Student Voting Guide | North Dakota

August 15, 2014

This student voting guide explains the laws for the state of North Dakota.  If you wish to vote from your school address, check the student voting guide for the state where you attend school. If you want to cast an absentee ballot in your home state, check the student voting guide for that state.

The Brennan Center is committed to giving students as much information as possible to help you exercise your constitutional right to vote. More than ever in recent history, changes to voting laws are being implemented in ways that can affect your ability to make your vote count. In addition to the content you will find in this Student Voting Guide, we continue to track passed and pending voting law changes here. While we are working to give you up-to-date information, we urge you to be proactive! In order to ensure you have all the information you need before casting your vote, you should also check with your state and local election officials for information about additional requirements or regulations.

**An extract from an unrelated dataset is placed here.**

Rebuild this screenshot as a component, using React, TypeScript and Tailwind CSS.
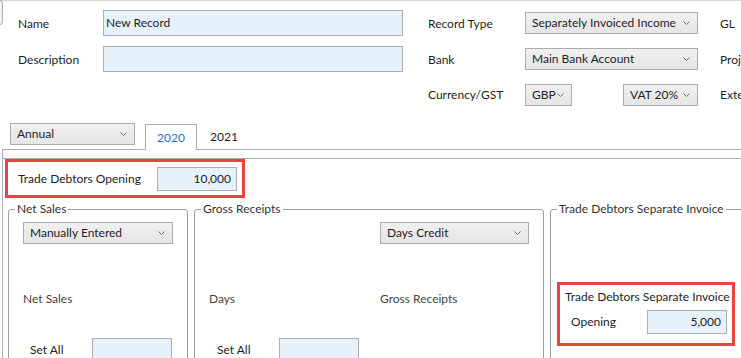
import React from 'react';

const font = { fontFamily: 'Lato, "Noto Sans", sans-serif' };

const Chevron: React.FC = () => (
  <svg width="7" height="4" viewBox="0 0 7 4" className="shrink-0">
    <path d="M0.5 0.5 L3.5 3.5 L6.5 0.5" fill="none" stroke="#6d6d6d" strokeWidth="1" />
  </svg>
);

const Select: React.FC<{ value: string; className?: string }> = ({ value, className = '' }) => (
  <div
    className={`shrink-0 h-[22px] flex items-center justify-between pl-[6px] pr-[7px] border border-[#acacac] bg-gradient-to-b from-[#f0f0f0] to-[#e5e5e5] text-[12px] text-[#1e1e1e] whitespace-nowrap ${className}`}
  >
    <span>{value}</span>
    <Chevron />
  </div>
);

const Input: React.FC<{ value?: string; right?: boolean; className?: string }> = ({ value = '', right, className = '' }) => (
  <div
    className={`shrink-0 flex items-center border border-[#abadb3] bg-[#e5f1fb] text-[12px] text-[#1e1e1e] ${right ? 'justify-end pr-[5px]' : 'pl-[2px]'} ${className}`}
  >
    {value}
  </div>
);

const Group: React.FC<{ title: string; className?: string; children: React.ReactNode }> = ({ title, className = '', children }) => (
  <fieldset className={`shrink-0 border border-[#9d9d9d] rounded-[3px] min-w-0 ${className}`}>
    <legend className="ml-[6px] px-[2px] text-[12px] leading-[16px] text-[#333]">{title}</legend>
    {children}
  </fieldset>
);

export default function App() {
  return (
    <div className="relative w-[741px] h-[358px] overflow-hidden bg-white text-[12px] text-[#1e1e1e]" style={font}>
      <div className="h-px bg-[#d6d6d6]" />
      <div className="absolute left-[-4px] top-0 w-[7px] h-[25px] border border-[#acacac] rounded-[3px] bg-[#f3f3f3]" />

      {/* header fields */}
      <div className="mt-[9px] pl-[18px] flex flex-col gap-[10px]">
        <div className="h-[26px] flex items-center">
          <span className="shrink-0 w-[85px] pt-[2px]">Name</span>
          <Input value="New Record" className="w-[300px] h-[26px]" />
          <span className="shrink-0 ml-[25px] w-[97px] pt-[2px]">Record Type</span>
          <Select value="Separately Invoiced Income" className="w-[173px]" />
          <span className="shrink-0 ml-[22px] pt-[2px]">GL</span>
        </div>
        <div className="h-[26px] flex items-center">
          <span className="shrink-0 w-[85px] pt-[1px]">Description</span>
          <Input className="w-[300px] h-[26px]" />
          <span className="shrink-0 ml-[25px] w-[97px] pt-[1px]">Bank</span>
          <Select value="Main Bank Account" className="w-[173px]" />
          <span className="shrink-0 ml-[22px] whitespace-nowrap pt-[1px]">Project</span>
        </div>
        <div className="h-[26px] flex items-center">
          <span className="shrink-0 w-[385px]" />
          <span className="shrink-0 ml-[25px] w-[97px]">Currency/GST</span>
          <Select value="GBP" className="w-[47px]" />
          <Select value="VAT 20%" className="ml-[51px] w-[75px]" />
          <span className="shrink-0 ml-[22px] whitespace-nowrap">External</span>
        </div>
      </div>

      {/* period + tabs */}
      <div className="mt-[15px] flex items-start">
        <Select value="Annual" className="ml-[10px] w-[125px] h-[21px]" />
        <div className="relative z-10 ml-[10px] mt-[1px] w-[52px] h-[26px] border border-b-0 border-[#acacac] bg-white flex items-center justify-center text-[#1a75c9]">
          2020
        </div>
        <div className="ml-[13px] mt-[1px] h-[25px] flex items-center">2021</div>
      </div>

      {/* tab content */}
      <div className="-mt-px ml-[2px] w-[760px] border-l border-t border-[#acacac] pt-[8px]">
        <div className="border-t border-[#acacac]">
          <div className="ml-[2px] w-[240px] h-[39px] border-[3px] border-[#e8463d] flex items-center pl-[10px] pr-[5px]">
            <span className="shrink-0 w-[139px] whitespace-nowrap">Trade Debtors Opening</span>
            <Input value="10,000" right className="w-[80px] h-[24px]" />
          </div>

          <div className="mt-[3px] ml-[5px] flex gap-[6px] items-start">
            <Group title="Net Sales" className="w-[180px] h-[200px]">
              <div className="pl-[14px] pt-[5px]">
                <Select value="Manually Entered" className="w-[150px] h-[21px]" />
                <div className="mt-[47px] leading-[16px] text-[#444]">Net Sales</div>
                <div className="mt-[31px] flex items-center">
                  <span className="shrink-0 ml-[7px] w-[62px]">Set All</span>
                  <Input className="w-[80px] h-[24px]" />
                </div>
              </div>
            </Group>

            <Group title="Gross Receipts" className="w-[350px] h-[200px]">
              <div className="pl-[14px] pt-[5px] grid grid-cols-[171px_149px]">
                <div />
                <Select value="Days Credit" className="w-[149px] h-[21px]" />
                <div className="mt-[47px] leading-[16px] text-[#444]">Days</div>
                <div className="mt-[47px] leading-[16px] text-[#444]">Gross Receipts</div>
                <div className="mt-[31px] flex items-center">
                  <span className="shrink-0 ml-[8px] w-[62px]">Set All</span>
                  <Input className="w-[80px] h-[24px]" />
                </div>
              </div>
            </Group>

            <Group title="Trade Debtors Separate Invoice" className="w-[220px] h-[200px]">
              <div className="pl-[6px] pt-[65px]">
                <div className="w-[178px] h-[64px] border-[3px] border-[#e8463d] pl-[5px] pt-[4px]">
                  <div className="leading-[16px] whitespace-nowrap">Trade Debtors Separate Invoice</div>
                  <div className="mt-[5px] flex items-center">
                    <span className="shrink-0 ml-[6px] w-[76px]">Opening</span>
                    <Input value="5,000" right className="w-[80px] h-[24px]" />
                  </div>
                </div>
              </div>
            </Group>
          </div>
        </div>
      </div>
    </div>
  );
}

This voting guide was last updated August 15, 2014.


North Dakota is the only state in the nation that does not have voter registration.[1] You simply need to show up at the polls or apply for an absentee ballot and comply with the ID requirements described below. 

You are eligible to vote in North Dakota if you are 18 years or older, a resident of North Dakota, and have resided in the precinct you wish to vote in for at least 30 days preceding the election.[2]

If you have been convicted of a felony, it may impact your ability to vote.[3] If you think you might be affected, you should contact your local election officials.


Your voting residency is the place that you consider home and where you return to after you are away.[4]  You do not lose a residency until you establish a new one.[5] Your status as a student does nothing to change the eligibility requirements to vote in North Dakota,[6] and student status alone does not determine your residency for voting purposes – you must decide where you consider “home.”

At School. Students can establish residency in North Dakota if they have a present intention to remain at their North Dakota school address for the time being, and they intend to make it their principal home.[7] Any other interpretation of the residency laws is unconstitutional. Voting in North Dakota may be considered a declaration of residency, potentially making you subject to other laws that govern state residents.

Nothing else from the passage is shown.